Tradition is strong in the flyers’ guild, and tradition has always dictated that new members must be the children of flyers, that wings can be passed only from a flyer to his oldest child. Tradition also dictates that flyers will carry no weapons, and that they will remain politically aloof, detached from the messages they carry.
Maris of Amberly is land-bound—and she wants nothing more than to fly. The daughter of a fisherman, she has no right to the wings of her stepfather, who will pass them on to his son, Coll. And Coll wants nothing more than to be a singer, to spend his life traveling the planet by sea, composing and singing the songs that will carry legends and tales around the world.
Maris challenges flyer tradition when she speaks up for herself and her stepbrother, Coll, defending their right to pursue their individual dreams. She proposes that flyers be chosen on the basis of merit, so that only the best fly. Maris wins her battle, but she must face the challenges her victory brings.

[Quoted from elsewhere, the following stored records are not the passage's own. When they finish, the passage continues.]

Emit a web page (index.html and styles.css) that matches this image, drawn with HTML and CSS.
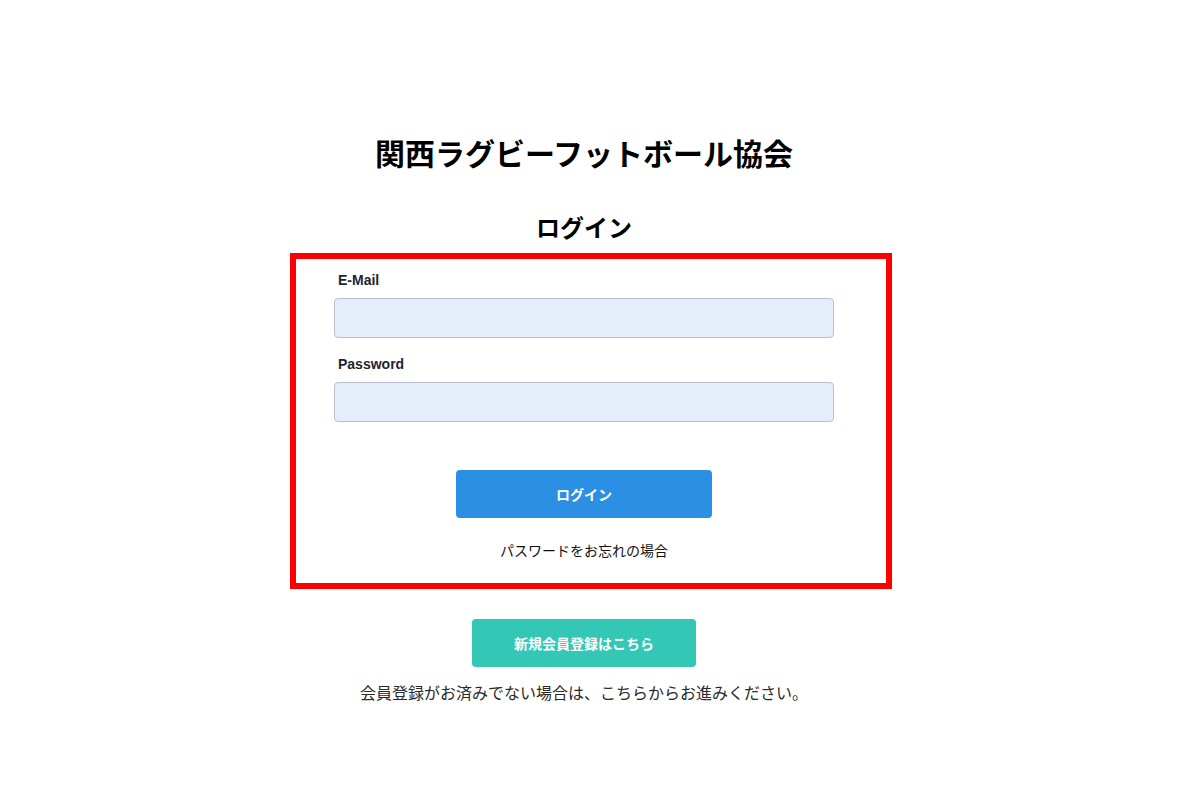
FILE: index.html
```html
<!DOCTYPE html>
<html lang="ja">
<head>
<meta charset="utf-8">
<title>関西ラグビーフットボール協会 ログイン</title>
<link rel="stylesheet" href="styles.css">
</head>
<body>
<main class="page">
  <h1 class="site-title">関西ラグビーフットボール協会</h1>
  <h2 class="login-title">ログイン</h2>
  <section class="login-box">
    <form class="login-form">
      <label class="field-label" for="email">E-Mail</label>
      <input class="field-input" id="email" type="email">
      <label class="field-label second" for="password">Password</label>
      <input class="field-input" id="password" type="password">
      <div class="actions">
        <button type="button" class="btn btn-login">ログイン</button>
        <a class="forgot" href="#">パスワードをお忘れの場合</a>
      </div>
    </form>
  </section>
  <a class="btn btn-register" href="#">新規会員登録はこちら</a>
  <p class="register-note">会員登録がお済みでない場合は、こちらからお進みください。</p>
</main>
</body>
</html>
```

FILE: styles.css
```css
* { box-sizing: border-box; }
html, body { margin: 0; padding: 0; background: #fff; }
body {
  font-family: "Liberation Sans", "Noto Sans CJK JP", sans-serif;
  color: #111;
}
.page {
  display: flex;
  flex-direction: column;
  align-items: center;
  padding: 137px 32px 0 0;
}
.site-title {
  margin: 0;
  font-size: 30px;
  line-height: 36px;
  font-weight: 700;
  color: #000;
}
.login-title {
  margin: 40px 0 0;
  font-size: 24px;
  line-height: 32px;
  font-weight: 700;
  color: #000;
}
.login-box {
  margin: 8px 0 0 14px;
  width: 602px;
  height: 336px;
  border: 6px solid #ff0000;
  padding: 11px 0 0 38px;
}
.login-form {
  width: 500px;
  display: flex;
  flex-direction: column;
}
.field-label {
  font-size: 14px;
  line-height: 20px;
  font-weight: 700;
  color: #1f2430;
  margin: 0 0 8px 4px;
}
.field-label.second { margin-top: 16px; }
.field-input {
  width: 500px;
  height: 40px;
  border: 1px solid #b9c1ce;
  border-radius: 4px;
  background: #e5ecfa;
  font-size: 14px;
  padding: 0 12px;
  margin: 0;
}
.actions {
  display: flex;
  flex-direction: column;
  align-items: center;
  margin-top: 48px;
}
.btn {
  display: flex;
  align-items: center;
  justify-content: center;
  height: 48px;
  border: 0;
  border-radius: 4px;
  color: #fff;
  font-family: "Liberation Sans", "Noto Sans CJK JP", sans-serif;
  font-size: 14px;
  font-weight: 700;
  text-decoration: none;
}
.btn-login {
  width: 256px;
  background: #2b90e3;
}
.forgot {
  margin-top: 23px;
  font-size: 14px;
  line-height: 20px;
  color: #111;
  text-decoration: none;
}
.btn-register {
  margin-top: 30px;
  width: 224px;
  background: #33c7b5;
}
.register-note {
  margin: 15px 0 0;
  font-size: 16px;
  line-height: 24px;
  color: #2a2a2a;
}
```
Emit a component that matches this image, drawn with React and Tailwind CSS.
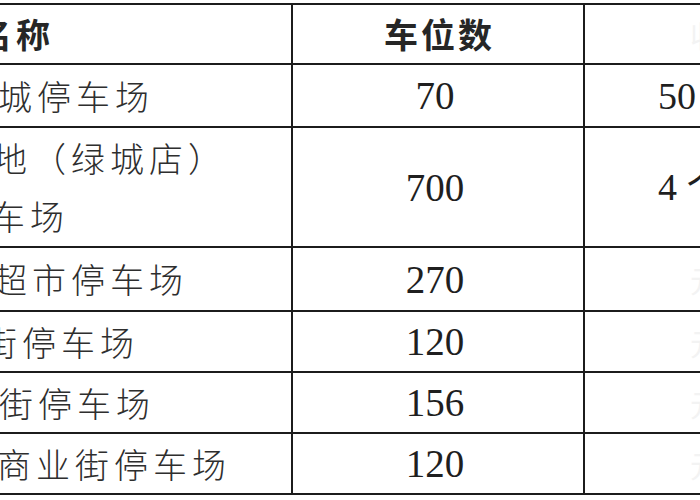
import React from 'react'

const cn = { fontFamily: '"Noto Sans CJK SC", "Noto Sans", sans-serif' }
const num = { fontFamily: '"Liberation Serif", "Noto Sans CJK SC", serif' }

const rows = [
  { h: 'h-[63px]', name: [{ t: '城停车场', ml: '-ml-[2px]' }], count: '70', extra: '50', ghost: false },
  { h: 'h-[120px]', name: [{ t: '地（绿城店）', ml: '-ml-[7px]' }, { t: '车场', ml: '-ml-[9px]' }], count: '700', extra: '4 个', ghost: false },
  { h: 'h-[64px]', name: [{ t: '超市停车场', ml: '-ml-[7px]' }], count: '270', extra: '', ghost: true },
  { h: 'h-[61px]', name: [{ t: '街停车场', ml: '-ml-[17px]' }], count: '120', extra: '', ghost: true },
  { h: 'h-[61px]', name: [{ t: '街停车场', ml: '-ml-[1px]' }], count: '156', extra: '', ghost: true },
  { h: 'h-[61px]', name: [{ t: '商业街停车场', ml: '-ml-[3px]' }], count: '120', extra: '', ghost: true },
]

export default function App() {
  return (
    <div className="w-[700px] h-[500px] overflow-hidden bg-white">
      <div className="mt-[3px] w-[820px] border-t-2 border-[#1c1c1c] text-[#262626]">
        {/* header */}
        <div className="flex h-[60px] border-b-2 border-[#1c1c1c]">
          <div className="w-[293px] shrink-0 border-r-2 border-[#1c1c1c] flex items-center overflow-hidden">
            <span className="-ml-[22px] text-[34px] font-bold tracking-[4px] leading-none whitespace-nowrap" style={cn}>名称</span>
          </div>
          <div className="w-[292px] shrink-0 border-r-2 border-[#1c1c1c] flex items-center justify-center">
            <span className="pl-[3px] text-[34px] font-bold tracking-[3px] leading-none whitespace-nowrap" style={cn}>车位数</span>
          </div>
          <div className="flex-1 flex items-center pl-[105px]">
            <span className="text-[30px] text-[#f3f3f3] leading-none" style={cn}>收</span>
          </div>
        </div>

        {rows.map((r, i) => (
          <div key={i} className={`flex ${r.h} border-b-2 border-[#1c1c1c]`}>
            <div className="w-[293px] shrink-0 border-r-2 border-[#1c1c1c] flex flex-col justify-center overflow-hidden">
              {r.name.map((n, j) => (
                <div key={j} className={`${n.ml} text-[34px] font-light tracking-[5px] leading-[58px] whitespace-nowrap text-[#2e2e2e]`} style={cn}>
                  {n.t}
                </div>
              ))}
            </div>
            <div className="w-[292px] shrink-0 border-r-2 border-[#1c1c1c] flex items-center justify-center">
              <span className="-ml-[6px] text-[39px] leading-none text-[#1f1f1f]" style={num}>{r.count}</span>
            </div>
            <div className="flex-1 flex items-center pl-[73px] whitespace-nowrap">
              {r.extra && (
                <span className="text-[38px] leading-none text-[#1f1f1f]" style={num}>{r.extra}</span>
              )}
              {r.ghost && (
                <span className="ml-[32px] text-[30px] leading-none text-[#f3f3f3]" style={cn}>元</span>
              )}
            </div>
          </div>
        ))}
      </div>
    </div>
  )
}
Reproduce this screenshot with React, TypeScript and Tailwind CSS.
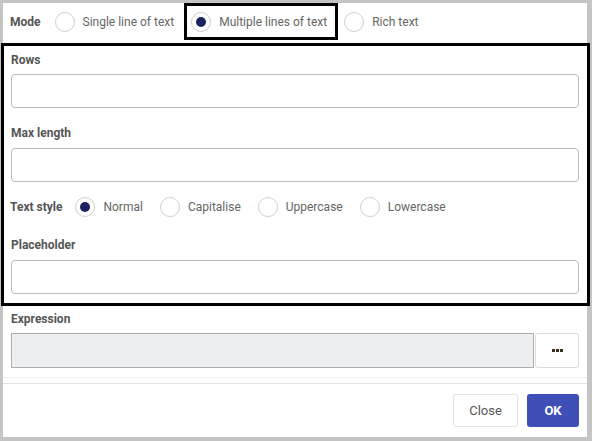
import { useState } from "react";

type RadioProps = {
  label: string;
  checked: boolean;
  onClick: () => void;
  boxed?: boolean;
};

const Radio = ({ label, checked, onClick, boxed }: RadioProps) => {
  return (
    <span
      className="relative flex items-center gap-[8px] cursor-pointer"
      onClick={onClick}
    >
      <span className="w-[20px] h-[20px] rounded-full border border-[#cfcfcf] bg-white flex items-center justify-center">
        {checked && (
          <span className="w-[10px] h-[10px] rounded-full bg-[#1b2461]" />
        )}
      </span>
      <span className="text-[12px] text-[#666]">{label}</span>
      {boxed && (
        <span className="absolute -left-[7px] -right-[11px] -top-[9px] -bottom-[8px] border-[3px] border-black pointer-events-none" />
      )}
    </span>
  );
};

const Field = ({ label, gap = 6 }: { label: string; gap?: number }) => {
  return (
    <div>
      <label className="block text-[12px] leading-4 font-bold text-[#555]">
        {label}
      </label>
      <input
        type="text"
        className={
          "block w-full h-[34px] border border-[#bdbdbd] rounded-[4px] bg-white outline-none " +
          (gap === 7 ? "mt-[7px]" : "mt-[6px]")
        }
      />
    </div>
  );
};

const App = () => {
  const [mode, setMode] = useState<string>("multi");
  const [textStyle, setTextStyle] = useState<string>("normal");

  return (
    <div
      className="w-[592px] h-[441px] bg-[#c4c4c4] pt-[3px] pl-[3px] pr-[5px] pb-[4px]"
      style={{ fontFamily: "Roboto, 'Liberation Sans', sans-serif" }}
    >
      <div className="bg-white h-full flex flex-col">
        {/* mode row */}
        <div className="h-[37px] flex items-center px-[7px]">
          <span className="text-[12px] font-bold text-[#555] mr-[14px]">
            Mode
          </span>
          <Radio
            label="Single line of text"
            checked={mode === "single"}
            onClick={() => setMode("single")}
          />
          <span className="ml-[17px]">
            <Radio
              label="Multiple lines of text"
              checked={mode === "multi"}
              onClick={() => setMode("multi")}
              boxed
            />
          </span>
          <span className="ml-[17px]">
            <Radio
              label="Rich text"
              checked={mode === "rich"}
              onClick={() => setMode("rich")}
            />
          </span>
        </div>

        {/* options section */}
        <div className="relative mt-[3px] pt-[9px] pb-[12px] px-[8px]">
          <span className="absolute -left-[2px] -right-[3px] top-0 bottom-0 border-[3px] border-black pointer-events-none" />
          <Field label="Rows" />
          <div className="mt-[17px]">
            <Field label="Max length" gap={7} />
          </div>
          <div className="mt-[15px] h-[20px] flex items-center">
            <span className="text-[12px] font-bold text-[#555] mr-[13px] -ml-[1px]">
              Text style
            </span>
            <Radio
              label="Normal"
              checked={textStyle === "normal"}
              onClick={() => setTextStyle("normal")}
            />
            <span className="ml-[17px]">
              <Radio
                label="Capitalise"
                checked={textStyle === "cap"}
                onClick={() => setTextStyle("cap")}
              />
            </span>
            <span className="ml-[17px]">
              <Radio
                label="Uppercase"
                checked={textStyle === "upper"}
                onClick={() => setTextStyle("upper")}
              />
            </span>
            <span className="ml-[17px]">
              <Radio
                label="Lowercase"
                checked={textStyle === "lower"}
                onClick={() => setTextStyle("lower")}
              />
            </span>
          </div>
          <div className="mt-[20px]">
            <Field label="Placeholder" gap={7} />
          </div>
        </div>

        {/* expression */}
        <div className="px-[8px] pt-[5px] pb-[9px] border-b border-[#f0f0f0]">
          <label className="block text-[12px] leading-4 font-bold text-[#555]">
            Expression
          </label>
          <div className="mt-[6px] flex h-[35px]">
            <div className="flex-1 bg-[#eceff0] border border-[#aeaeae]" />
            <button className="w-[44px] ml-[1px] bg-white border border-[#dcdcdc] rounded-[3px] flex items-center justify-center gap-[1px]">
              <span className="w-[3px] h-[3px] bg-[#3a2f1f]" />
              <span className="w-[3px] h-[3px] bg-[#3a2f1f]" />
              <span className="w-[3px] h-[3px] bg-[#3a2f1f]" />
            </button>
          </div>
        </div>

        {/* footer */}
        <div className="mt-[5px] border-t border-[#e2e2e2] flex-1 flex items-center justify-end gap-[9px] pr-[8px]">
          <button className="w-[65px] h-[33px] bg-white border border-[#e3e3e3] rounded-[3px] text-[13px] text-[#555]">
            Close
          </button>
          <button className="w-[52px] h-[33px] bg-[#3f4fb8] rounded-[3px] text-[13px] font-bold text-white">
            OK
          </button>
        </div>
      </div>
    </div>
  );
};

export default App;
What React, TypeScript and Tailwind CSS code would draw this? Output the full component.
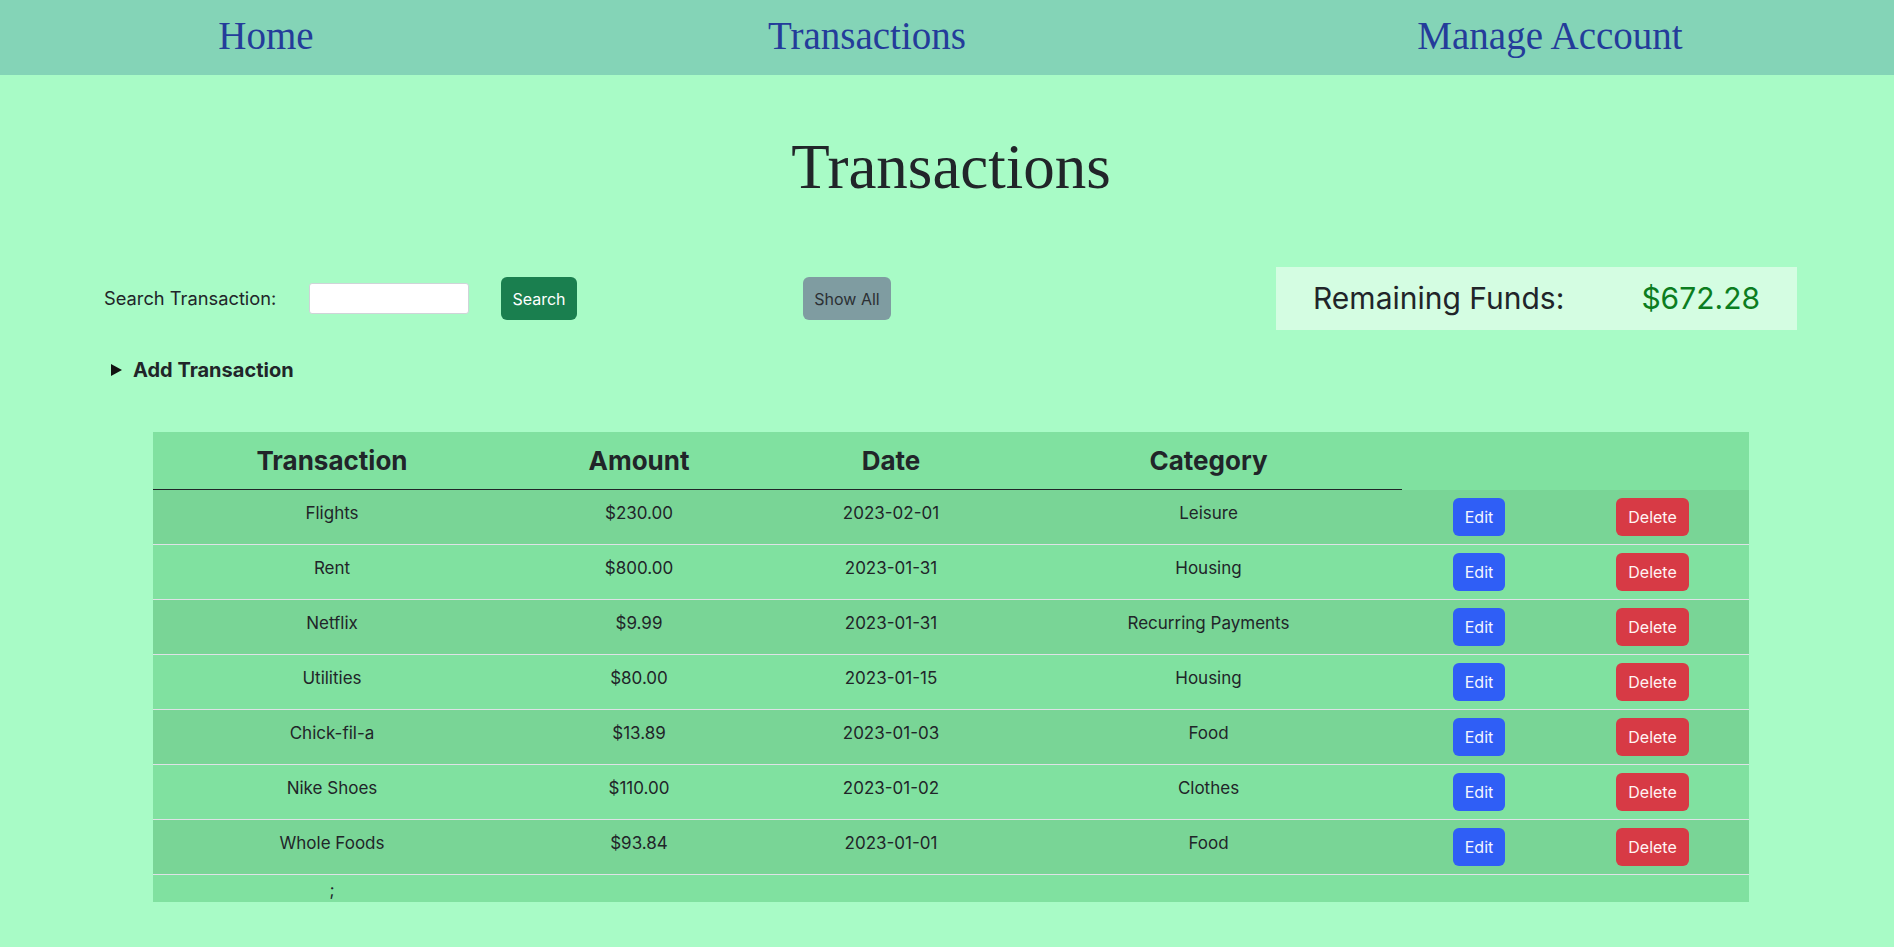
import React from "react";

interface Txn {
  name: string;
  amount: string;
  date: string;
  category: string;
}

const txns: Txn[] = [
  { name: "Flights", amount: "$230.00", date: "2023-02-01", category: "Leisure" },
  { name: "Rent", amount: "$800.00", date: "2023-01-31", category: "Housing" },
  { name: "Netflix", amount: "$9.99", date: "2023-01-31", category: "Recurring Payments" },
  { name: "Utilities", amount: "$80.00", date: "2023-01-15", category: "Housing" },
  { name: "Chick-fil-a", amount: "$13.89", date: "2023-01-03", category: "Food" },
  { name: "Nike Shoes", amount: "$110.00", date: "2023-01-02", category: "Clothes" },
  { name: "Whole Foods", amount: "$93.84", date: "2023-01-01", category: "Food" },
];

const serif = { fontFamily: '"Liberation Serif", "DejaVu Serif", serif' };

const NavBar: React.FC = () => (
  <nav className="h-[75px] bg-[#84d4b7] flex items-center pb-1 pl-[166px]" style={serif}>
    <span className="w-[200px] text-center text-[39px] leading-none text-[#243c9a]">Home</span>
    <span className="ml-[401px] w-[200px] text-center text-[39px] leading-none text-[#243c9a]">Transactions</span>
    <span className="ml-[433px] w-[300px] text-center text-[39px] leading-none text-[#243c9a]">Manage Account</span>
  </nav>
);

const SearchBar: React.FC = () => (
  <div className="mt-[68px] h-[63px] flex items-center pl-[104px]">
    <label className="w-[205px] text-[18.3px] text-[#212529]">Search Transaction:</label>
    <input
      type="text"
      className="w-[160px] h-[31px] bg-white border border-[#cfd4d8] rounded-[3px]"
    />
    <button className="ml-[32px] w-[76px] h-[43px] rounded-md bg-[#1a7f4f] text-white text-[16px]">
      Search
    </button>
    <button className="ml-[226px] w-[88px] h-[43px] rounded-md bg-[#7f9ca1] text-[#2b3034] text-[16px]">
      Show All
    </button>
    <div className="ml-auto mr-[97px] w-[521px] h-[63px] bg-[#d4fde2] flex items-center justify-between px-[37px]">
      <span className="text-[30px] text-[#212529]">Remaining Funds:</span>
      <span className="text-[30px] text-[#0b7d1f]">$672.28</span>
    </div>
  </div>
);

const cell = "pt-[11px] px-2 pb-2 align-top text-center leading-6 border-b border-[#dee2e6]";
const btnCell = "p-2 align-top text-center border-b border-[#dee2e6]";

const App: React.FC = () => {
  return (
    <div className="min-h-screen bg-[#a8fbc6] pb-10" style={{ fontFamily: 'Inter, "Noto Sans", sans-serif' }}>
      <NavBar />
      <h1 className="mt-[61px] pl-2 text-center text-[63px] leading-none text-[#212529]" style={serif}>
        Transactions
      </h1>
      <SearchBar />

      <div className="mt-[28px] pl-[111px] flex items-center gap-[11px] h-6">
        <svg width="11" height="12" viewBox="0 0 11 12">
          <path d="M0 0 L11 6 L0 12 Z" fill="#111" />
        </svg>
        <span className="text-[20px] font-bold text-[#212529]">Add Transaction</span>
      </div>

      <table className="mt-[50px] ml-[153px] w-[1596px] table-fixed border-separate border-spacing-0 bg-[#80e1a0] text-[17px] text-[#212529]">
        <colgroup>
          <col className="w-[358px]" />
          <col className="w-[256px]" />
          <col className="w-[248px]" />
          <col className="w-[387px]" />
          <col className="w-[154px]" />
          <col className="w-[193px]" />
        </colgroup>
        <thead>
          <tr>
            {["Transaction", "Amount", "Date", "Category"].map((h) => (
              <th
                key={h}
                className="h-[58px] border-b border-[#212529] text-[26px] font-bold align-middle"
              >
                {h}
              </th>
            ))}
            <th className="h-[58px]" />
            <th className="h-[58px]" />
          </tr>
        </thead>
        <tbody>
          {txns.map((t, i) => (
            <tr key={t.name} className={i % 2 === 0 ? "bg-[#79d596]" : "bg-[#80e1a0]"}>
              <td className={cell}>{t.name}</td>
              <td className={cell}>{t.amount}</td>
              <td className={cell}>{t.date}</td>
              <td className={cell}>{t.category}</td>
              <td className={btnCell}>
                <button className="h-[38px] px-3 rounded-md bg-[#2f5ef6] text-[#f4f6ff] text-[16px]">Edit</button>
              </td>
              <td className={btnCell}>
                <button className="h-[38px] px-3 rounded-md bg-[#d73a45] text-[#fff4f4] text-[16px]">Delete</button>
              </td>
            </tr>
          ))}
          <tr>
            <td className="h-[27px] pt-[3px] align-top text-center leading-6">;</td>
            <td />
            <td />
            <td />
            <td />
            <td />
          </tr>
        </tbody>
      </table>
    </div>
  );
};

export default App;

Not all flyers are willing to accept those who are not flyer-born, and not all ‘one-wings,’ flyers who win wings in competition, share Maris’ love of the established flyers’ traditions. Led by Val, an intense, brooding man, the one-wings begin to challenge everything that has been sacred to the flyers’ guild and Windhaven’s culture, including political neutrality and the custom of not bearing arms. Maris finds herself battling to preserve the integrity of the flyers and to adjust to the new world she has helped create.”
Initial Thoughts: I have yet to read anything other than a short story or two from Lisa Tuttle or George R. R. Martin. This is an unknown novel to me. I procured Martin’s Songs of Stars and Shadow (1977) and Dying of the Light (1977) recently as well but have yet to read them. In reality, I’m more interested in Tuttle’s output than Martin’s.
2. Project Barrier, Daniel F. Galouye (1968)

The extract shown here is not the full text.